## Start Records for the exercise

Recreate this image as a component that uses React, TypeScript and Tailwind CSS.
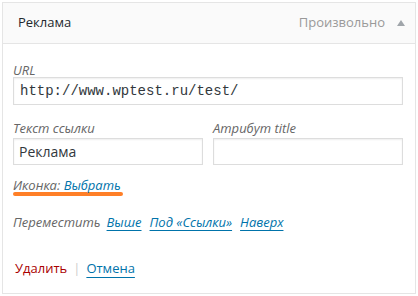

## End Records for the exercise
## Start Records for the exercise

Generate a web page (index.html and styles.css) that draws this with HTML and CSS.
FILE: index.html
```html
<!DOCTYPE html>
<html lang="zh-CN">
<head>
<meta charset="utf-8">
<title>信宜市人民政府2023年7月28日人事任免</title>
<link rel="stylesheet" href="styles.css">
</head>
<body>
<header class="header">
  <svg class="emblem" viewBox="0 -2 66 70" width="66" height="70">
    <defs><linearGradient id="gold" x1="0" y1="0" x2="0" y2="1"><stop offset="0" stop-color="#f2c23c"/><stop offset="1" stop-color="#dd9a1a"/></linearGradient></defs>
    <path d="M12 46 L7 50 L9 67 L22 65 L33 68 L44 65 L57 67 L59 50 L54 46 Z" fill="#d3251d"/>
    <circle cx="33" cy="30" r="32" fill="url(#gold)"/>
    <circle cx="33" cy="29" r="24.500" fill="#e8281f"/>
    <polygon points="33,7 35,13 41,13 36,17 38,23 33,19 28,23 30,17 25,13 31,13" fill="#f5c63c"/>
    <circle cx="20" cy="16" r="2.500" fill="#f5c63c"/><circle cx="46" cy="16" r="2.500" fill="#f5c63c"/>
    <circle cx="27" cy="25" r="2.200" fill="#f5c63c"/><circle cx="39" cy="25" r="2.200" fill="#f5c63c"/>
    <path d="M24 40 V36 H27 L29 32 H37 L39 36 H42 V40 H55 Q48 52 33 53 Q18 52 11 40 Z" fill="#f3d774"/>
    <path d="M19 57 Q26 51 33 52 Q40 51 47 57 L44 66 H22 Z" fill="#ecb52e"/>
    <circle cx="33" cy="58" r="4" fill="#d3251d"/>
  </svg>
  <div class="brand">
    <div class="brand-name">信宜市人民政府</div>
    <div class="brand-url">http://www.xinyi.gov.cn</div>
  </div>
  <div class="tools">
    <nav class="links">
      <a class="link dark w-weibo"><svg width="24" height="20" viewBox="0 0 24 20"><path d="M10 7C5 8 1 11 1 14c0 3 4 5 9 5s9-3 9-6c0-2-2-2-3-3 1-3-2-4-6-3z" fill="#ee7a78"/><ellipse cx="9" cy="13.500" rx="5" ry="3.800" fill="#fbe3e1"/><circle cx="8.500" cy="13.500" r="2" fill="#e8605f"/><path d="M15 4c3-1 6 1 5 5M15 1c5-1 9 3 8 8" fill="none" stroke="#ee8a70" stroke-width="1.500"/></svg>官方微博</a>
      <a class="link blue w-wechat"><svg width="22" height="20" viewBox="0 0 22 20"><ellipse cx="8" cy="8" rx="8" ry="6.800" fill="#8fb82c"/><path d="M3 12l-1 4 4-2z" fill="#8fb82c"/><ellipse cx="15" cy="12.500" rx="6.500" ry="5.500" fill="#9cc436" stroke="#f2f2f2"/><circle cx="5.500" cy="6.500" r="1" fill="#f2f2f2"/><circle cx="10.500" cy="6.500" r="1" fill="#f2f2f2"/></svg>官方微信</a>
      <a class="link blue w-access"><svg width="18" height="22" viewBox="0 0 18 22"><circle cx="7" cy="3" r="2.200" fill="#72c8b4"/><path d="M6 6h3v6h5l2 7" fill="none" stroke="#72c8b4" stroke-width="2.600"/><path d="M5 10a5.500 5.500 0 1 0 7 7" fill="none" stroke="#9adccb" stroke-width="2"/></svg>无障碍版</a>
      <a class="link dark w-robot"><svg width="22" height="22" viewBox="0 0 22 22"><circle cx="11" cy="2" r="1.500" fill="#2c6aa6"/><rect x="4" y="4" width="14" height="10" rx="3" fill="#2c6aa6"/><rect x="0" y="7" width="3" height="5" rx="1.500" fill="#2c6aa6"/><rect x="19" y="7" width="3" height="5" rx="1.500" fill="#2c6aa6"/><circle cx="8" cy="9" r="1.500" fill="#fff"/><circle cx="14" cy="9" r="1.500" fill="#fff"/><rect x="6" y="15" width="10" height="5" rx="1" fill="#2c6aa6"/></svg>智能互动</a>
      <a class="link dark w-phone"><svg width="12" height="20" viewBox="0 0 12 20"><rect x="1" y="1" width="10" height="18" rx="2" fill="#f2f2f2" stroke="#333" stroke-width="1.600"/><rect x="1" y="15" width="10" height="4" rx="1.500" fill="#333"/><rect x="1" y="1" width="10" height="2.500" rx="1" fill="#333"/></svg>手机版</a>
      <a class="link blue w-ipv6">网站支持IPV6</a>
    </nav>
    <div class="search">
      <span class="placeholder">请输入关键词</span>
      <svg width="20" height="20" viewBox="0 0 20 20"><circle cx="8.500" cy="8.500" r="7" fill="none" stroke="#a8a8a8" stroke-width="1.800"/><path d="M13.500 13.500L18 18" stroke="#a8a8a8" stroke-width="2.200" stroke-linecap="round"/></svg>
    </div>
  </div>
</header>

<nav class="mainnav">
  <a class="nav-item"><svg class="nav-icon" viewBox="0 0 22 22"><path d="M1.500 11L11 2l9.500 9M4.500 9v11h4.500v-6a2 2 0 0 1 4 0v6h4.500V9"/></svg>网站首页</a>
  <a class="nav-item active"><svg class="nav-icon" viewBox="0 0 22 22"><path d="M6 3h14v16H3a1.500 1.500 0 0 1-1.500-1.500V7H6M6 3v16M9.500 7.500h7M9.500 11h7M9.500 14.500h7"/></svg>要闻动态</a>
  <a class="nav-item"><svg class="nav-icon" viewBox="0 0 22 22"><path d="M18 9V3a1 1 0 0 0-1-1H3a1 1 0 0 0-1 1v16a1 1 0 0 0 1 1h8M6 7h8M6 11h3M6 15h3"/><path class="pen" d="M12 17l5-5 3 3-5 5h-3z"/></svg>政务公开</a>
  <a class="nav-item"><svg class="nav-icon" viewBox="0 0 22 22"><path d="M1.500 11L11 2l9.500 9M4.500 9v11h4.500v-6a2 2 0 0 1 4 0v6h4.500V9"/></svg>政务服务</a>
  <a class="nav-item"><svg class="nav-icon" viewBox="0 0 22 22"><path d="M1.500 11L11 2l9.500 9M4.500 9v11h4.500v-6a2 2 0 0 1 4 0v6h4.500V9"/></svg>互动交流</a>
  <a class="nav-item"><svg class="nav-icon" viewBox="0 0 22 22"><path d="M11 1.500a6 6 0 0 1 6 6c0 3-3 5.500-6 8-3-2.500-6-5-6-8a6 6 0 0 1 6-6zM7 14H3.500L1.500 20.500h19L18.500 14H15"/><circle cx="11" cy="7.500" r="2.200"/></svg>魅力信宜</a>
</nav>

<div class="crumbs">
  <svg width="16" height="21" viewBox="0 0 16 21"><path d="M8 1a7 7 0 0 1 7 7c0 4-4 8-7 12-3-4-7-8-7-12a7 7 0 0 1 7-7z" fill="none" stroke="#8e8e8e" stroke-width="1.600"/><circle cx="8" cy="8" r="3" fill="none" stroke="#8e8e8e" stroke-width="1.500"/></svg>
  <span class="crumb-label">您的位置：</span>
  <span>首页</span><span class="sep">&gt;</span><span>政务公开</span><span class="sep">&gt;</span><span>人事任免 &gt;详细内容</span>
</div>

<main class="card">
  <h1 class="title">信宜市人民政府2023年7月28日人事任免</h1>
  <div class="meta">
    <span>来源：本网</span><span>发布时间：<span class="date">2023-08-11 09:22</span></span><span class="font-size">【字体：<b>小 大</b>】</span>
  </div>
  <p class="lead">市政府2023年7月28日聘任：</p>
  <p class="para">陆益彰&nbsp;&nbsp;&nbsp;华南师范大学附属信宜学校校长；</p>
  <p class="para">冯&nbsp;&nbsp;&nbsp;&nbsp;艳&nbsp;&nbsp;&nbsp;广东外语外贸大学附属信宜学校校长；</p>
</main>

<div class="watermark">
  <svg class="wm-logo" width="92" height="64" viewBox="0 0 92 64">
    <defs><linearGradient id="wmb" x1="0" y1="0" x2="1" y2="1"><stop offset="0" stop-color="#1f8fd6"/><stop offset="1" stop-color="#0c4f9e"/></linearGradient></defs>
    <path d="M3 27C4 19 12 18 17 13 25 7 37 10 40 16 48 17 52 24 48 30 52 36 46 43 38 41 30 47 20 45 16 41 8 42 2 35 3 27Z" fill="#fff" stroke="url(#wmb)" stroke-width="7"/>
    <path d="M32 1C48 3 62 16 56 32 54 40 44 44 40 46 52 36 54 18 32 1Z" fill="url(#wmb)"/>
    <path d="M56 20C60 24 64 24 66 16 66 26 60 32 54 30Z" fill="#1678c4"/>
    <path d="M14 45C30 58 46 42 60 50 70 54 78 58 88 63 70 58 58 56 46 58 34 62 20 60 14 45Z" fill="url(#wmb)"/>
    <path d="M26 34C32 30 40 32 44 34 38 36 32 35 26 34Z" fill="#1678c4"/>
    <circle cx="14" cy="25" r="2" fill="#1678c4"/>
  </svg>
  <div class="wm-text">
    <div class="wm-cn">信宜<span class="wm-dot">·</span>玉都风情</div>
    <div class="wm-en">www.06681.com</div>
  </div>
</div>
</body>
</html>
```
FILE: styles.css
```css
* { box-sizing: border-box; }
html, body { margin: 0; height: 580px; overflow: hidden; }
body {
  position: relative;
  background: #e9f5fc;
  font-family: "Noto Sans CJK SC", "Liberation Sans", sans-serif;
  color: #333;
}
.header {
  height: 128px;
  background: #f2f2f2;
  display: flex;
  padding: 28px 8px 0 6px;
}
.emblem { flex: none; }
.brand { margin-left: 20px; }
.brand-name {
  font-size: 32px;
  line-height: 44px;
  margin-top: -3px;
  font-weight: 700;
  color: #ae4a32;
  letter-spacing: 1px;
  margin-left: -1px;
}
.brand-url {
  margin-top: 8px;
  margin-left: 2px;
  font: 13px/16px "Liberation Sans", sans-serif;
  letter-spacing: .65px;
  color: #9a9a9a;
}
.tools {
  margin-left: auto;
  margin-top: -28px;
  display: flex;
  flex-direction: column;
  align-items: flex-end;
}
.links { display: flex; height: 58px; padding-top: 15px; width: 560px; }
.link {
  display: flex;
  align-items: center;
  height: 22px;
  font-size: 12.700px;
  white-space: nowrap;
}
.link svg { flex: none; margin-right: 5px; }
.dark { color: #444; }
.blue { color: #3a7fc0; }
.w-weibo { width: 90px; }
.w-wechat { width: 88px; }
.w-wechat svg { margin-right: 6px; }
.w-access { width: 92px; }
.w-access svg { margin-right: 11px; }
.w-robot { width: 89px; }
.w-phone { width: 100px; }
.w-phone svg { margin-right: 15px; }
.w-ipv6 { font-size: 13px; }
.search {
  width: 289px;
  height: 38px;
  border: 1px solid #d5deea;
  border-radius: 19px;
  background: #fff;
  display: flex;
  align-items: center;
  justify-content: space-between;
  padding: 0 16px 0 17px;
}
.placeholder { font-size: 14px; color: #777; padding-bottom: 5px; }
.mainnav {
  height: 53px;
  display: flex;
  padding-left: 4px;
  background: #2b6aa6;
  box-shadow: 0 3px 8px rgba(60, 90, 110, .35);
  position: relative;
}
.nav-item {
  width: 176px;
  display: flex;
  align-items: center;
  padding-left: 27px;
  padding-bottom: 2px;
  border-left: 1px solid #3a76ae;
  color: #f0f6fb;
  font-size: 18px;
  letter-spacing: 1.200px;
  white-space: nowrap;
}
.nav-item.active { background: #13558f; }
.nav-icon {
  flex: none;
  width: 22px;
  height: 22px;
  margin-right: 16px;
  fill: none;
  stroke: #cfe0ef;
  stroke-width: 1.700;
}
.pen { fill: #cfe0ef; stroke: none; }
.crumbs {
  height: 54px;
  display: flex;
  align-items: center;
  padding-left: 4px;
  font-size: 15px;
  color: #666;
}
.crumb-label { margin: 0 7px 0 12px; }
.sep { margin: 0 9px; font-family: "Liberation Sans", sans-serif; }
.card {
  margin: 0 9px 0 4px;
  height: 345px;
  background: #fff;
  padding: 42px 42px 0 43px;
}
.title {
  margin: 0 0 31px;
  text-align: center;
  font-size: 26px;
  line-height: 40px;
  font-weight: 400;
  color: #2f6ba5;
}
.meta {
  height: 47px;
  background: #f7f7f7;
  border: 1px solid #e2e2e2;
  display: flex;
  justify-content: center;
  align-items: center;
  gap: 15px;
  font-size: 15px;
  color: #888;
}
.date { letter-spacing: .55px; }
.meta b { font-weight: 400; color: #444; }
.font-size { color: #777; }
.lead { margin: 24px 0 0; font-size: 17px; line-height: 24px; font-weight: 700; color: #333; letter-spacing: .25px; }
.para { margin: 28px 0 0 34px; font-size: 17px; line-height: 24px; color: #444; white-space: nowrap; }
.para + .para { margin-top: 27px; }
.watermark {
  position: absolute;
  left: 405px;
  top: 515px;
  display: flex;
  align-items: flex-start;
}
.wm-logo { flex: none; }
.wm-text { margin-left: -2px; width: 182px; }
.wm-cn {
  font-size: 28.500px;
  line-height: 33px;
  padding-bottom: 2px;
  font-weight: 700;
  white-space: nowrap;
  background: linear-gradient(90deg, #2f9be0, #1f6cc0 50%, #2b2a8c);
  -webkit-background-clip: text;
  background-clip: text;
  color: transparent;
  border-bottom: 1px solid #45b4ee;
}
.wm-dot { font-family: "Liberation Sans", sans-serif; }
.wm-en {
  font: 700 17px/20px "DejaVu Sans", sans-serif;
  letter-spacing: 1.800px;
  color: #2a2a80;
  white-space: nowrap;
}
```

## End Records for the exercise
## Start Records for the exercise

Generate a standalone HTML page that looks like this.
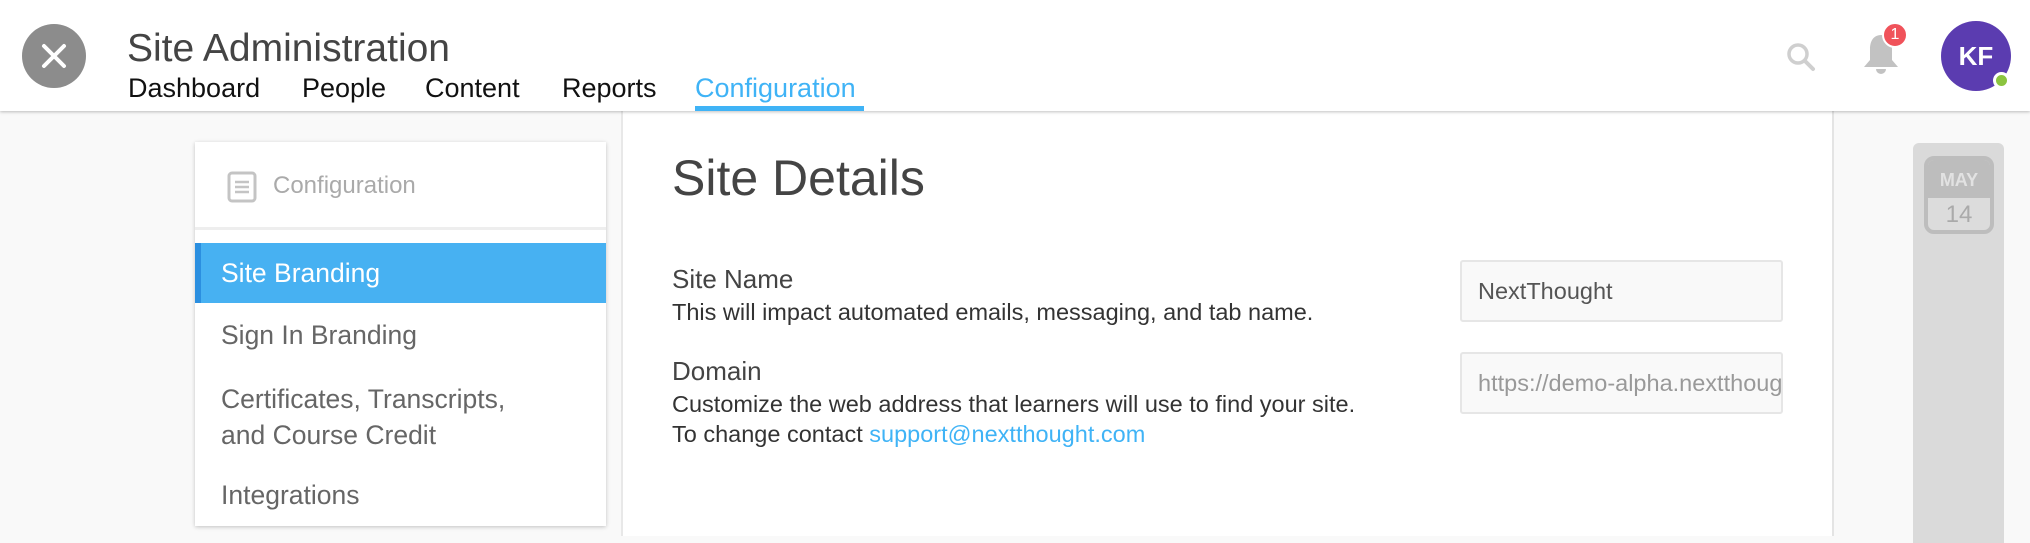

## End Records for the exercise

» Stated task
Scan the entries above and work out how many lines include the word "Generate"; the reply is that number alone.

» Result
2